> [Exercise description]:
Retype the complete listing exactly as it appears.

# Start of Given information

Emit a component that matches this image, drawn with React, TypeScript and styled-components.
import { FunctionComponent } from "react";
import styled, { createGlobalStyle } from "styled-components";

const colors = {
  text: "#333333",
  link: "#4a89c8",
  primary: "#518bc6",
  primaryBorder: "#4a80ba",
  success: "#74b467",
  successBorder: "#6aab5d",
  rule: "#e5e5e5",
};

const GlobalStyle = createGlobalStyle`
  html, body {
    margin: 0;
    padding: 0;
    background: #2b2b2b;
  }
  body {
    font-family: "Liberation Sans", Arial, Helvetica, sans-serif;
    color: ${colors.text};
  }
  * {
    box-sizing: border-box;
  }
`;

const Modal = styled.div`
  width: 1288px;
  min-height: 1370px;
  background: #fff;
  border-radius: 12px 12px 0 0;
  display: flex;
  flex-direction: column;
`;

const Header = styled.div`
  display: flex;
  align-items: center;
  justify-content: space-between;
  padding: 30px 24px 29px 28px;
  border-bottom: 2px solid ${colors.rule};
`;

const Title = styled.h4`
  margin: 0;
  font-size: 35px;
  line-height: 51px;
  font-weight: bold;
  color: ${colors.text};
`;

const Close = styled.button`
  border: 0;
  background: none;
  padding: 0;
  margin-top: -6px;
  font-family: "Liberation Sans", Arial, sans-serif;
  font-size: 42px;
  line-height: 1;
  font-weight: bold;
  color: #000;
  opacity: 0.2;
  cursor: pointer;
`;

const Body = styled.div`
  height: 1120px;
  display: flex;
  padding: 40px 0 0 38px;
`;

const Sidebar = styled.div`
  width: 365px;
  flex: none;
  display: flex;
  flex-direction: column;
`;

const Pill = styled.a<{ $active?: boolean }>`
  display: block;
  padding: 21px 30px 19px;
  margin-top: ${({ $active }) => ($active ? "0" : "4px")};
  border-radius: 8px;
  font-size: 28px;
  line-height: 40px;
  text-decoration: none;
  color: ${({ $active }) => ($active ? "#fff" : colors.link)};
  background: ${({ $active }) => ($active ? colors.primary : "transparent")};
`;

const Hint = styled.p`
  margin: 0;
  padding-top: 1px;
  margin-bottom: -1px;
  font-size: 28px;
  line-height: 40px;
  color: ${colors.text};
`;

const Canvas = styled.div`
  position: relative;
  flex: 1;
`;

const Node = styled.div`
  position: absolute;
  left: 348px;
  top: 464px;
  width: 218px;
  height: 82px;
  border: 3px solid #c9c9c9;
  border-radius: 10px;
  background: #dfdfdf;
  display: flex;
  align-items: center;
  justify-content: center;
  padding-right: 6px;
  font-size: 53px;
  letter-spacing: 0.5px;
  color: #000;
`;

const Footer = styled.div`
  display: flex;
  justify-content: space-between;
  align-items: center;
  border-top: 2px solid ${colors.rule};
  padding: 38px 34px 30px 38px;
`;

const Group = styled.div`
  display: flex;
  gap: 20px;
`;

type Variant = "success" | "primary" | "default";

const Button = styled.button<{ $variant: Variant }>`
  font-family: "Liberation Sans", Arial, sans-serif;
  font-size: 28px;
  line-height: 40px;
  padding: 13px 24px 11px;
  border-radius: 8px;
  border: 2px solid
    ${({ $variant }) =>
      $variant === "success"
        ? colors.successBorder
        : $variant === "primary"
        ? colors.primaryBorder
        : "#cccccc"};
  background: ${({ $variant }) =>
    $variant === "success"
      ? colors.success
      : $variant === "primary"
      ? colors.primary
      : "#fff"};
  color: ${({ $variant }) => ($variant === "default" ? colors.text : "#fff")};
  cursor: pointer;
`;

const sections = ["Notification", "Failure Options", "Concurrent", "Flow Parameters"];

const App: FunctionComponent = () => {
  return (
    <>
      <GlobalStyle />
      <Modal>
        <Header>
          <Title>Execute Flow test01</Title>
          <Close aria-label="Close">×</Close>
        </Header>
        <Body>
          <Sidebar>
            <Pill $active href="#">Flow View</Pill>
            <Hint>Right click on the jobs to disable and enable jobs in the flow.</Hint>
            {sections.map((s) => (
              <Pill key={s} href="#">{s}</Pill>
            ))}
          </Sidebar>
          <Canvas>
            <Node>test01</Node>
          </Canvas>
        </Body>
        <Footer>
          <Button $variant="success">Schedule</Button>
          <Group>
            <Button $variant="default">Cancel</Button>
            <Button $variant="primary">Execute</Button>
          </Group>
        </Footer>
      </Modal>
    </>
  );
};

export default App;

# End of Given information

> [Answer to this task]:
Emit a component that matches this image, drawn with React, TypeScript and styled-components.
import { FunctionComponent } from "react";
import styled, { createGlobalStyle } from "styled-components";

const colors = {
  text: "#333333",
  link: "#4a89c8",
  primary: "#518bc6",
  primaryBorder: "#4a80ba",
  success: "#74b467",
  successBorder: "#6aab5d",
  rule: "#e5e5e5",
};

const GlobalStyle = createGlobalStyle`
  html, body {
    margin: 0;
    padding: 0;
    background: #2b2b2b;
  }
  body {
    font-family: "Liberation Sans", Arial, Helvetica, sans-serif;
    color: ${colors.text};
  }
  * {
    box-sizing: border-box;
  }
`;

const Modal = styled.div`
  width: 1288px;
  min-height: 1370px;
  background: #fff;
  border-radius: 12px 12px 0 0;
  display: flex;
  flex-direction: column;
`;

const Header = styled.div`
  display: flex;
  align-items: center;
  justify-content: space-between;
  padding: 30px 24px 29px 28px;
  border-bottom: 2px solid ${colors.rule};
`;

const Title = styled.h4`
  margin: 0;
  font-size: 35px;
  line-height: 51px;
  font-weight: bold;
  color: ${colors.text};
`;

const Close = styled.button`
  border: 0;
  background: none;
  padding: 0;
  margin-top: -6px;
  font-family: "Liberation Sans", Arial, sans-serif;
  font-size: 42px;
  line-height: 1;
  font-weight: bold;
  color: #000;
  opacity: 0.2;
  cursor: pointer;
`;

const Body = styled.div`
  height: 1120px;
  display: flex;
  padding: 40px 0 0 38px;
`;

const Sidebar = styled.div`
  width: 365px;
  flex: none;
  display: flex;
  flex-direction: column;
`;

const Pill = styled.a<{ $active?: boolean }>`
  display: block;
  padding: 21px 30px 19px;
  margin-top: ${({ $active }) => ($active ? "0" : "4px")};
  border-radius: 8px;
  font-size: 28px;
  line-height: 40px;
  text-decoration: none;
  color: ${({ $active }) => ($active ? "#fff" : colors.link)};
  background: ${({ $active }) => ($active ? colors.primary : "transparent")};
`;

const Hint = styled.p`
  margin: 0;
  padding-top: 1px;
  margin-bottom: -1px;
  font-size: 28px;
  line-height: 40px;
  color: ${colors.text};
`;

const Canvas = styled.div`
  position: relative;
  flex: 1;
`;

const Node = styled.div`
  position: absolute;
  left: 348px;
  top: 464px;
  width: 218px;
  height: 82px;
  border: 3px solid #c9c9c9;
  border-radius: 10px;
  background: #dfdfdf;
  display: flex;
  align-items: center;
  justify-content: center;
  padding-right: 6px;
  font-size: 53px;
  letter-spacing: 0.5px;
  color: #000;
`;

const Footer = styled.div`
  display: flex;
  justify-content: space-between;
  align-items: center;
  border-top: 2px solid ${colors.rule};
  padding: 38px 34px 30px 38px;
`;

const Group = styled.div`
  display: flex;
  gap: 20px;
`;

type Variant = "success" | "primary" | "default";

const Button = styled.button<{ $variant: Variant }>`
  font-family: "Liberation Sans", Arial, sans-serif;
  font-size: 28px;
  line-height: 40px;
  padding: 13px 24px 11px;
  border-radius: 8px;
  border: 2px solid
    ${({ $variant }) =>
      $variant === "success"
        ? colors.successBorder
        : $variant === "primary"
        ? colors.primaryBorder
        : "#cccccc"};
  background: ${({ $variant }) =>
    $variant === "success"
      ? colors.success
      : $variant === "primary"
      ? colors.primary
      : "#fff"};
  color: ${({ $variant }) => ($variant === "default" ? colors.text : "#fff")};
  cursor: pointer;
`;

const sections = ["Notification", "Failure Options", "Concurrent", "Flow Parameters"];

const App: FunctionComponent = () => {
  return (
    <>
      <GlobalStyle />
      <Modal>
        <Header>
          <Title>Execute Flow test01</Title>
          <Close aria-label="Close">×</Close>
        </Header>
        <Body>
          <Sidebar>
            <Pill $active href="#">Flow View</Pill>
            <Hint>Right click on the jobs to disable and enable jobs in the flow.</Hint>
            {sections.map((s) => (
              <Pill key={s} href="#">{s}</Pill>
            ))}
          </Sidebar>
          <Canvas>
            <Node>test01</Node>
          </Canvas>
        </Body>
        <Footer>
          <Button $variant="success">Schedule</Button>
          <Group>
            <Button $variant="default">Cancel</Button>
            <Button $variant="primary">Execute</Button>
          </Group>
        </Footer>
      </Modal>
    </>
  );
};

export default App;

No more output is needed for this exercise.